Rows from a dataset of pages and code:
##############################

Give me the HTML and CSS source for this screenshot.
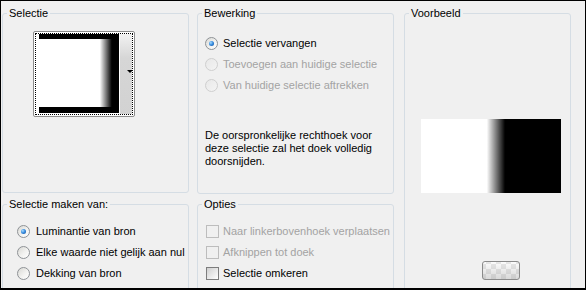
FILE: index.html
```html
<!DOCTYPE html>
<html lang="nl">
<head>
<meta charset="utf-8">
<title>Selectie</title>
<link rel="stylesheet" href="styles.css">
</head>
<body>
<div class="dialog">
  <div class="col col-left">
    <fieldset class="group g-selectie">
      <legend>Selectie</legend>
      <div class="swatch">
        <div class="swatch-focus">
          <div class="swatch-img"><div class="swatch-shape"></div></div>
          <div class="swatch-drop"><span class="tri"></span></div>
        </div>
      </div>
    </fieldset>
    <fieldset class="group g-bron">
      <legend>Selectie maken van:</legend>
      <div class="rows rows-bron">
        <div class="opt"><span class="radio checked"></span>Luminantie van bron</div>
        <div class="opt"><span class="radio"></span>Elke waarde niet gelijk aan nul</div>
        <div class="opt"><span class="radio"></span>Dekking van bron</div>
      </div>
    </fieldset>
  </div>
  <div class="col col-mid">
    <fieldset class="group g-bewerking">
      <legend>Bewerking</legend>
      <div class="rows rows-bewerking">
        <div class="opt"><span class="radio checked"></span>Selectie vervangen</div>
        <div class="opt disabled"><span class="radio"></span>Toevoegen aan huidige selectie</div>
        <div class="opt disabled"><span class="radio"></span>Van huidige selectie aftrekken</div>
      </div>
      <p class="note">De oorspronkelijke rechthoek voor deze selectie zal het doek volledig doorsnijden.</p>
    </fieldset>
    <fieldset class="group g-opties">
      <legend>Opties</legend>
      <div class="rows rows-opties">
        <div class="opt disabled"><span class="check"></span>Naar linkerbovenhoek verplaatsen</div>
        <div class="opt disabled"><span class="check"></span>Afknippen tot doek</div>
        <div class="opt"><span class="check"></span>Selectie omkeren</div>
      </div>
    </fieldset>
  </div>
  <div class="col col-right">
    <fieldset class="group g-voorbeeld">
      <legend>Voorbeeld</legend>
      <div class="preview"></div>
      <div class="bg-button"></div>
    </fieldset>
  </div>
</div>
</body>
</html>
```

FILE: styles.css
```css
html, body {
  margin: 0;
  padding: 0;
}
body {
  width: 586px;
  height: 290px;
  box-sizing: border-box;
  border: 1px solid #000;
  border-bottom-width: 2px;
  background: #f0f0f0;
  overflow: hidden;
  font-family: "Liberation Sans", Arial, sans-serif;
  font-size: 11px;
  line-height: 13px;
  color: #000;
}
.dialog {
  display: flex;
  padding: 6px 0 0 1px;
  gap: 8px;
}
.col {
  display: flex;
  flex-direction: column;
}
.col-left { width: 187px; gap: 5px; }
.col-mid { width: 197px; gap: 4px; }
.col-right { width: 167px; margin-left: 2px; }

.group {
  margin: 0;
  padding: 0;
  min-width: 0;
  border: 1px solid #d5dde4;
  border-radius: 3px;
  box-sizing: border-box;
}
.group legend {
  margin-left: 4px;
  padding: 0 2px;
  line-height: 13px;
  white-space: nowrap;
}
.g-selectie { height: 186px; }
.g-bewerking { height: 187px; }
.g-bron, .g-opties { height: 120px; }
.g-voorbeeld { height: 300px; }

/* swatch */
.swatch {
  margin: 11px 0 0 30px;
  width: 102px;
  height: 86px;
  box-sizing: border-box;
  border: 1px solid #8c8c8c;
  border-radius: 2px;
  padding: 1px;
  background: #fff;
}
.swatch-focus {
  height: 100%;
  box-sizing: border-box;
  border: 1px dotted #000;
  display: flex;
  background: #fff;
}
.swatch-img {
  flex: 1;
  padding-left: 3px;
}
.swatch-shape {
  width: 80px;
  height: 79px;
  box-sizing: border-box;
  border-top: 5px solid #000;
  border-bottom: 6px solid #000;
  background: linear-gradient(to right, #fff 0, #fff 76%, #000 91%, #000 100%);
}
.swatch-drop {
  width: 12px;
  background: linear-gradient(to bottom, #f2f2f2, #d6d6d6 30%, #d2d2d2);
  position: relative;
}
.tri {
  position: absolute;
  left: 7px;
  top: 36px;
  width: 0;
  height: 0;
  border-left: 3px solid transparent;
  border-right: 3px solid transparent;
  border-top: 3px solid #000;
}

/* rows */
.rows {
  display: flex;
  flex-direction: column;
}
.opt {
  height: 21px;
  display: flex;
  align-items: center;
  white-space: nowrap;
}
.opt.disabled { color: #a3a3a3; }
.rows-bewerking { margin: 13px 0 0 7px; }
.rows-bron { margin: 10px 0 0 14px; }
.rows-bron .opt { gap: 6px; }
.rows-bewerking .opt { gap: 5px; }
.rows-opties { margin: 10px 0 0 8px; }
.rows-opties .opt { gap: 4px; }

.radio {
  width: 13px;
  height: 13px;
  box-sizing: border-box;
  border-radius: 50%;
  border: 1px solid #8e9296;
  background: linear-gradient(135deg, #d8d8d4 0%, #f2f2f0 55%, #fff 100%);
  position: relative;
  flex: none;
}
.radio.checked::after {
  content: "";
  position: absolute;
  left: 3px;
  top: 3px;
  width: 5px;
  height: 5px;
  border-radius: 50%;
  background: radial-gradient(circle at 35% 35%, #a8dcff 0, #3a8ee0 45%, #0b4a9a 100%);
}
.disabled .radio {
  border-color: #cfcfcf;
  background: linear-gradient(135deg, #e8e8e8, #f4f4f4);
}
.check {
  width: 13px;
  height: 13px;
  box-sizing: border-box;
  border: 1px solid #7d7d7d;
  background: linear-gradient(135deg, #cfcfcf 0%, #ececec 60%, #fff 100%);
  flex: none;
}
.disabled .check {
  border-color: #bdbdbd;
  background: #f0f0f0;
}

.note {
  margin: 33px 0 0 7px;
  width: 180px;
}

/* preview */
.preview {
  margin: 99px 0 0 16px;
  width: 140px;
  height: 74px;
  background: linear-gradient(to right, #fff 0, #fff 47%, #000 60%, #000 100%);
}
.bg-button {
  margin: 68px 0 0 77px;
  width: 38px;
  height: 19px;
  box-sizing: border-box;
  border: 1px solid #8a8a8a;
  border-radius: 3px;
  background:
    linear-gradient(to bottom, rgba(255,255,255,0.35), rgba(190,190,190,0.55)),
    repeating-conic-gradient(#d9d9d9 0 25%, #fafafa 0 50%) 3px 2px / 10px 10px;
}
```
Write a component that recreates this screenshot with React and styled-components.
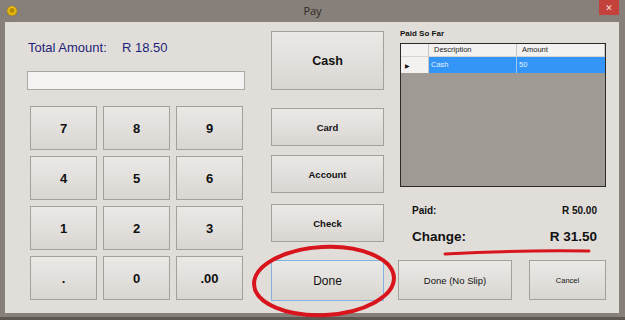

##############################

# [WHAT YOU WILL DO]
Copy out each line exactly, without the pictures.

# [EXERCISE RESPONSE]
Give me the HTML and CSS source for this screenshot.
FILE: index.html
```html
<!DOCTYPE html>
<html lang="nl">
<head>
<meta charset="utf-8">
<title>Selectie</title>
<link rel="stylesheet" href="styles.css">
</head>
<body>
<div class="dialog">
  <div class="col col-left">
    <fieldset class="group g-selectie">
      <legend>Selectie</legend>
      <div class="swatch">
        <div class="swatch-focus">
          <div class="swatch-img"><div class="swatch-shape"></div></div>
          <div class="swatch-drop"><span class="tri"></span></div>
        </div>
      </div>
    </fieldset>
    <fieldset class="group g-bron">
      <legend>Selectie maken van:</legend>
      <div class="rows rows-bron">
        <div class="opt"><span class="radio checked"></span>Luminantie van bron</div>
        <div class="opt"><span class="radio"></span>Elke waarde niet gelijk aan nul</div>
        <div class="opt"><span class="radio"></span>Dekking van bron</div>
      </div>
    </fieldset>
  </div>
  <div class="col col-mid">
    <fieldset class="group g-bewerking">
      <legend>Bewerking</legend>
      <div class="rows rows-bewerking">
        <div class="opt"><span class="radio checked"></span>Selectie vervangen</div>
        <div class="opt disabled"><span class="radio"></span>Toevoegen aan huidige selectie</div>
        <div class="opt disabled"><span class="radio"></span>Van huidige selectie aftrekken</div>
      </div>
      <p class="note">De oorspronkelijke rechthoek voor deze selectie zal het doek volledig doorsnijden.</p>
    </fieldset>
    <fieldset class="group g-opties">
      <legend>Opties</legend>
      <div class="rows rows-opties">
        <div class="opt disabled"><span class="check"></span>Naar linkerbovenhoek verplaatsen</div>
        <div class="opt disabled"><span class="check"></span>Afknippen tot doek</div>
        <div class="opt"><span class="check"></span>Selectie omkeren</div>
      </div>
    </fieldset>
  </div>
  <div class="col col-right">
    <fieldset class="group g-voorbeeld">
      <legend>Voorbeeld</legend>
      <div class="preview"></div>
      <div class="bg-button"></div>
    </fieldset>
  </div>
</div>
</body>
</html>
```

FILE: styles.css
```css
html, body {
  margin: 0;
  padding: 0;
}
body {
  width: 586px;
  height: 290px;
  box-sizing: border-box;
  border: 1px solid #000;
  border-bottom-width: 2px;
  background: #f0f0f0;
  overflow: hidden;
  font-family: "Liberation Sans", Arial, sans-serif;
  font-size: 11px;
  line-height: 13px;
  color: #000;
}
.dialog {
  display: flex;
  padding: 6px 0 0 1px;
  gap: 8px;
}
.col {
  display: flex;
  flex-direction: column;
}
.col-left { width: 187px; gap: 5px; }
.col-mid { width: 197px; gap: 4px; }
.col-right { width: 167px; margin-left: 2px; }

.group {
  margin: 0;
  padding: 0;
  min-width: 0;
  border: 1px solid #d5dde4;
  border-radius: 3px;
  box-sizing: border-box;
}
.group legend {
  margin-left: 4px;
  padding: 0 2px;
  line-height: 13px;
  white-space: nowrap;
}
.g-selectie { height: 186px; }
.g-bewerking { height: 187px; }
.g-bron, .g-opties { height: 120px; }
.g-voorbeeld { height: 300px; }

/* swatch */
.swatch {
  margin: 11px 0 0 30px;
  width: 102px;
  height: 86px;
  box-sizing: border-box;
  border: 1px solid #8c8c8c;
  border-radius: 2px;
  padding: 1px;
  background: #fff;
}
.swatch-focus {
  height: 100%;
  box-sizing: border-box;
  border: 1px dotted #000;
  display: flex;
  background: #fff;
}
.swatch-img {
  flex: 1;
  padding-left: 3px;
}
.swatch-shape {
  width: 80px;
  height: 79px;
  box-sizing: border-box;
  border-top: 5px solid #000;
  border-bottom: 6px solid #000;
  background: linear-gradient(to right, #fff 0, #fff 76%, #000 91%, #000 100%);
}
.swatch-drop {
  width: 12px;
  background: linear-gradient(to bottom, #f2f2f2, #d6d6d6 30%, #d2d2d2);
  position: relative;
}
.tri {
  position: absolute;
  left: 7px;
  top: 36px;
  width: 0;
  height: 0;
  border-left: 3px solid transparent;
  border-right: 3px solid transparent;
  border-top: 3px solid #000;
}

/* rows */
.rows {
  display: flex;
  flex-direction: column;
}
.opt {
  height: 21px;
  display: flex;
  align-items: center;
  white-space: nowrap;
}
.opt.disabled { color: #a3a3a3; }
.rows-bewerking { margin: 13px 0 0 7px; }
.rows-bron { margin: 10px 0 0 14px; }
.rows-bron .opt { gap: 6px; }
.rows-bewerking .opt { gap: 5px; }
.rows-opties { margin: 10px 0 0 8px; }
.rows-opties .opt { gap: 4px; }

.radio {
  width: 13px;
  height: 13px;
  box-sizing: border-box;
  border-radius: 50%;
  border: 1px solid #8e9296;
  background: linear-gradient(135deg, #d8d8d4 0%, #f2f2f0 55%, #fff 100%);
  position: relative;
  flex: none;
}
.radio.checked::after {
  content: "";
  position: absolute;
  left: 3px;
  top: 3px;
  width: 5px;
  height: 5px;
  border-radius: 50%;
  background: radial-gradient(circle at 35% 35%, #a8dcff 0, #3a8ee0 45%, #0b4a9a 100%);
}
.disabled .radio {
  border-color: #cfcfcf;
  background: linear-gradient(135deg, #e8e8e8, #f4f4f4);
}
.check {
  width: 13px;
  height: 13px;
  box-sizing: border-box;
  border: 1px solid #7d7d7d;
  background: linear-gradient(135deg, #cfcfcf 0%, #ececec 60%, #fff 100%);
  flex: none;
}
.disabled .check {
  border-color: #bdbdbd;
  background: #f0f0f0;
}

.note {
  margin: 33px 0 0 7px;
  width: 180px;
}

/* preview */
.preview {
  margin: 99px 0 0 16px;
  width: 140px;
  height: 74px;
  background: linear-gradient(to right, #fff 0, #fff 47%, #000 60%, #000 100%);
}
.bg-button {
  margin: 68px 0 0 77px;
  width: 38px;
  height: 19px;
  box-sizing: border-box;
  border: 1px solid #8a8a8a;
  border-radius: 3px;
  background:
    linear-gradient(to bottom, rgba(255,255,255,0.35), rgba(190,190,190,0.55)),
    repeating-conic-gradient(#d9d9d9 0 25%, #fafafa 0 50%) 3px 2px / 10px 10px;
}
```
Write a component that recreates this screenshot with React and styled-components.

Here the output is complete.